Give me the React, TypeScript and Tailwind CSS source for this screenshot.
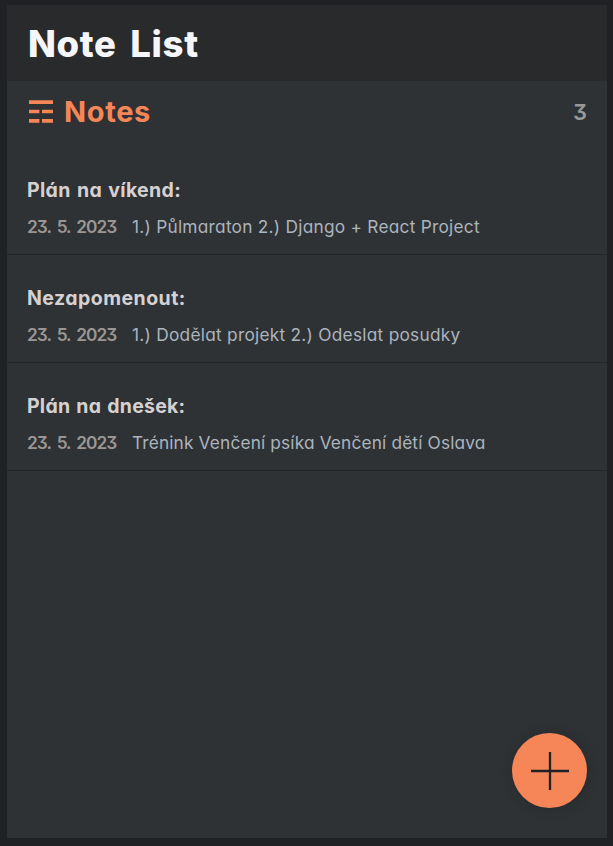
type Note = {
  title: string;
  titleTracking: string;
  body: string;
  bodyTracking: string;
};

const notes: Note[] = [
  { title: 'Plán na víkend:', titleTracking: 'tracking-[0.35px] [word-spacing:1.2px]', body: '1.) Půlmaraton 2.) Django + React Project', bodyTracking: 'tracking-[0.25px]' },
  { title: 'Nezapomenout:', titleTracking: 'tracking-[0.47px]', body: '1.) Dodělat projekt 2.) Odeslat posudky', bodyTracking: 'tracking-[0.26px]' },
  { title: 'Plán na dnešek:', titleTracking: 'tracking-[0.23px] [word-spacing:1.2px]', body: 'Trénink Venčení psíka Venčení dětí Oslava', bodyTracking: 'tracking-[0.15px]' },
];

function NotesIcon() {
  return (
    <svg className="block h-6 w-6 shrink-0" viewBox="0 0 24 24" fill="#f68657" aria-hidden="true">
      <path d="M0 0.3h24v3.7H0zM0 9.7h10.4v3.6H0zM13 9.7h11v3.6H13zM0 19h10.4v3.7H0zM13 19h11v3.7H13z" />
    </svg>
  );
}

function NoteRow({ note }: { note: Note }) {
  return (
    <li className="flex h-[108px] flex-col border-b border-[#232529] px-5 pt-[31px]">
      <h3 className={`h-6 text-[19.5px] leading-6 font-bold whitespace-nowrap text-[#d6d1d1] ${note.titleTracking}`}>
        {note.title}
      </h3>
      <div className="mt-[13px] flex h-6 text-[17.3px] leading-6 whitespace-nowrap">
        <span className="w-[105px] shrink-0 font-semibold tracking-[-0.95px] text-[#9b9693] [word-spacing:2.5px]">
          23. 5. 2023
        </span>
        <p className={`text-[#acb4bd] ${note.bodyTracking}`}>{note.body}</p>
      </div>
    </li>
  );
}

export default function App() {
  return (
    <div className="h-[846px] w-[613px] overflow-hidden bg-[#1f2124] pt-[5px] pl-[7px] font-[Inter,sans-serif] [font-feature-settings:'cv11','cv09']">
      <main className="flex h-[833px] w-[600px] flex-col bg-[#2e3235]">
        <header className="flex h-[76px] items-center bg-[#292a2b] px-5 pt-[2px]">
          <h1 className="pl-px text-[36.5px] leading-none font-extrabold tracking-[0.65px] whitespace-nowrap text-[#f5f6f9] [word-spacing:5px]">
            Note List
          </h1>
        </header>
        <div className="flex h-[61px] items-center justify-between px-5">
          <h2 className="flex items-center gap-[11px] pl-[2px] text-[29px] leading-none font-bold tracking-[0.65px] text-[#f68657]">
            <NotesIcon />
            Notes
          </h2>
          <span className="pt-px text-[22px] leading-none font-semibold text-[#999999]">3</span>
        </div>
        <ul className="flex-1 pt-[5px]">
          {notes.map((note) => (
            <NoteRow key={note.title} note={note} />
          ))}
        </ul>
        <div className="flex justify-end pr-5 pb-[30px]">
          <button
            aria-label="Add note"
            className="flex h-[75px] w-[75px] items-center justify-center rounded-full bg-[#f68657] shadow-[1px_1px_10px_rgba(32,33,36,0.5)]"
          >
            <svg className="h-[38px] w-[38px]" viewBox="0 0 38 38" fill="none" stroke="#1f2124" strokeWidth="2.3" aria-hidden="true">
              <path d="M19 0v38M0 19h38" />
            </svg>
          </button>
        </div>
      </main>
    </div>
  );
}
******************************
* _Given task_
What is needed is an exact reproduction of the data, pictures excluded.

* _Exercise output_
Give me the React, TypeScript and Tailwind CSS source for this screenshot.
type Note = {
  title: string;
  titleTracking: string;
  body: string;
  bodyTracking: string;
};

const notes: Note[] = [
  { title: 'Plán na víkend:', titleTracking: 'tracking-[0.35px] [word-spacing:1.2px]', body: '1.) Půlmaraton 2.) Django + React Project', bodyTracking: 'tracking-[0.25px]' },
  { title: 'Nezapomenout:', titleTracking: 'tracking-[0.47px]', body: '1.) Dodělat projekt 2.) Odeslat posudky', bodyTracking: 'tracking-[0.26px]' },
  { title: 'Plán na dnešek:', titleTracking: 'tracking-[0.23px] [word-spacing:1.2px]', body: 'Trénink Venčení psíka Venčení dětí Oslava', bodyTracking: 'tracking-[0.15px]' },
];

function NotesIcon() {
  return (
    <svg className="block h-6 w-6 shrink-0" viewBox="0 0 24 24" fill="#f68657" aria-hidden="true">
      <path d="M0 0.3h24v3.7H0zM0 9.7h10.4v3.6H0zM13 9.7h11v3.6H13zM0 19h10.4v3.7H0zM13 19h11v3.7H13z" />
    </svg>
  );
}

function NoteRow({ note }: { note: Note }) {
  return (
    <li className="flex h-[108px] flex-col border-b border-[#232529] px-5 pt-[31px]">
      <h3 className={`h-6 text-[19.5px] leading-6 font-bold whitespace-nowrap text-[#d6d1d1] ${note.titleTracking}`}>
        {note.title}
      </h3>
      <div className="mt-[13px] flex h-6 text-[17.3px] leading-6 whitespace-nowrap">
        <span className="w-[105px] shrink-0 font-semibold tracking-[-0.95px] text-[#9b9693] [word-spacing:2.5px]">
          23. 5. 2023
        </span>
        <p className={`text-[#acb4bd] ${note.bodyTracking}`}>{note.body}</p>
      </div>
    </li>
  );
}

export default function App() {
  return (
    <div className="h-[846px] w-[613px] overflow-hidden bg-[#1f2124] pt-[5px] pl-[7px] font-[Inter,sans-serif] [font-feature-settings:'cv11','cv09']">
      <main className="flex h-[833px] w-[600px] flex-col bg-[#2e3235]">
        <header className="flex h-[76px] items-center bg-[#292a2b] px-5 pt-[2px]">
          <h1 className="pl-px text-[36.5px] leading-none font-extrabold tracking-[0.65px] whitespace-nowrap text-[#f5f6f9] [word-spacing:5px]">
            Note List
          </h1>
        </header>
        <div className="flex h-[61px] items-center justify-between px-5">
          <h2 className="flex items-center gap-[11px] pl-[2px] text-[29px] leading-none font-bold tracking-[0.65px] text-[#f68657]">
            <NotesIcon />
            Notes
          </h2>
          <span className="pt-px text-[22px] leading-none font-semibold text-[#999999]">3</span>
        </div>
        <ul className="flex-1 pt-[5px]">
          {notes.map((note) => (
            <NoteRow key={note.title} note={note} />
          ))}
        </ul>
        <div className="flex justify-end pr-5 pb-[30px]">
          <button
            aria-label="Add note"
            className="flex h-[75px] w-[75px] items-center justify-center rounded-full bg-[#f68657] shadow-[1px_1px_10px_rgba(32,33,36,0.5)]"
          >
            <svg className="h-[38px] w-[38px]" viewBox="0 0 38 38" fill="none" stroke="#1f2124" strokeWidth="2.3" aria-hidden="true">
              <path d="M19 0v38M0 19h38" />
            </svg>
          </button>
        </div>
      </main>
    </div>
  );
}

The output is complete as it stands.